Tuesday, May 26, 2015

Bad Boy Un-Beat Burroughs: Killer Queer

This American Life aired a special BBC radio documentary about William S Burroughs back in January for the 100th year anniversary of his birthday. It also talks about all of the pop culture references Burroughs' works influenced.


It has many clips of Burroughs talking about what in his life influenced his work, such as growing up in St. Louis, writing with Allen Ginsberg (The Yage Letters Redux), and writing with Jack Kerouac (And the Hippos Were Boiled in their Tanks).  

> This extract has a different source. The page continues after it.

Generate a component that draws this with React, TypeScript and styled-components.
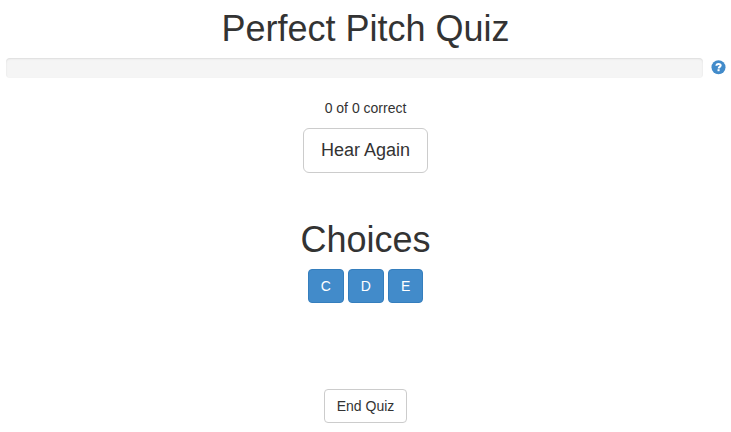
import React from "react";
import styled, { createGlobalStyle } from "styled-components";

const GlobalStyle = createGlobalStyle`
  *, *::before, *::after { box-sizing: border-box; }
  body {
    margin: 0;
    background: #fff;
    color: #333;
    font: 14px/20px "Liberation Sans", Arial, sans-serif;
  }
`;

const Page = styled.main`
  display: flex;
  flex-direction: column;
  align-items: center;
  height: 432px;
  overflow: hidden;
  padding: 9px 5px 0;
`;

const Heading = styled.h1`
  margin: 0;
  font-size: 36px;
  line-height: 40px;
  font-weight: 500;
`;

const ProgressRow = styled.div`
  display: flex;
  align-items: flex-start;
  align-self: stretch;
  gap: 8px;
  margin: 9px 0 0 1px;
  height: 20px;
`;

const ProgressTrack = styled.div`
  flex: 1;
  height: 20px;
  border-radius: 4px;
  background: #f5f5f5;
  box-shadow: inset 0 1px 2px rgba(0, 0, 0, 0.1);
`;

const HelpIcon = styled.svg`
  display: block;
  width: 15px;
  height: 15px;
  margin-top: 2px;
  color: #428bca;
`;

const Score = styled.p`
  margin: 20px 0 10px;
`;

const Button = styled.button<{ $primary?: boolean; $large?: boolean }>`
  margin: 0;
  min-width: ${(p) => (p.$large ? "125px" : "0")};
  padding: ${(p) => (p.$large ? "10px 16px" : "6px 12px")};
  border: 1px solid ${(p) => (p.$primary ? "#357ebd" : "#ccc")};
  border-radius: ${(p) => (p.$large ? 6 : 4)}px;
  background: ${(p) => (p.$primary ? "#428bca" : "#fff")};
  color: ${(p) => (p.$primary ? "#fff" : "#333")};
  font-family: inherit;
  font-size: ${(p) => (p.$large ? 18 : 14)}px;
  line-height: ${(p) => (p.$large ? 23 : 20)}px;
  cursor: pointer;
`;

const Choices = styled.section`
  display: flex;
  flex-direction: column;
  align-items: center;
  gap: 9px;
  margin: 47px 0 86px;
`;

const ChoiceRow = styled.div`
  display: flex;
  gap: 4px;
`;

const notes = ["C", "D", "E"];

export default function App() {
  return (
    <>
      <GlobalStyle />
      <Page>
        <Heading>Perfect Pitch Quiz</Heading>
        <ProgressRow>
          <ProgressTrack />
          <HelpIcon viewBox="0 0 15 15" aria-label="Help">
            <circle cx="7.5" cy="7.2" r="7" fill="currentColor" />
            <path
              d="M5.4 5.8C5.4 4.5 6.2 3.9 7.5 3.9s2.2.7 2.2 1.7c0 1.3-2 1.3-2 2.8"
              fill="none"
              stroke="#fff"
              strokeWidth="2"
            />
            <path d="M6.5 9.2h2.1v2H6.5z" fill="#fff" />
          </HelpIcon>
        </ProgressRow>
        <Score>0 of 0 correct</Score>
        <Button $large>Hear Again</Button>
        <Choices>
          <Heading>Choices</Heading>
          <ChoiceRow>
            {notes.map((note) => (
              <Button key={note} $primary>{note}</Button>
            ))}
          </ChoiceRow>
        </Choices>
        <Button>End Quiz</Button>
      </Page>
    </>
  );
}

The Yage Letters Redux were letters exchanged between Ginsberg and Burroughs while Burroughs traveled down in South America searching for the hallucinogenic ayahuasca or yage vine. When Ginsberg goes in search of the vine, Burroughs writes to him and describes how the Cut-Up Method works to break through to what words really mean. The documentary touches on the Cut-Up Method, but here is a video of Burroughs that explains and shows the method in action:



And the Hippos Were Boiled in their Tanks was a hard-boiled, almost mystery-esque novel written in alternating chapters by Kerouac and Burroughs. It is set in New York City and revolves around the true-murder Rob Wilson has mentioned Kill Your Darlings is about. It's about a gay tryst gone wrong that ends in a murder that affected the Beats.

Although he spent a stint of time in San Francisco, Burroughs was more of a world traveler, spending more of his time in Tangiers and Mexico City, but his influence on the gay community was widespread, as the radio documentary discusses.

If Jack Kerouac was the King of the Beats, Ginsberg was the Jeremaic Prophet, and Burroughs was the older bad-boy too cool to call himself Beat.

Oh, and he loved cats.


1 comment:

  1. I've read The Yage Letters and he is a very fascinating writer who also led a fascinating and slightly disturbing life (which makes me glad to know he liked cats). He writes in a very open way, confessing everything, in a style that portrays the drug use and mind full of rambling thoughts.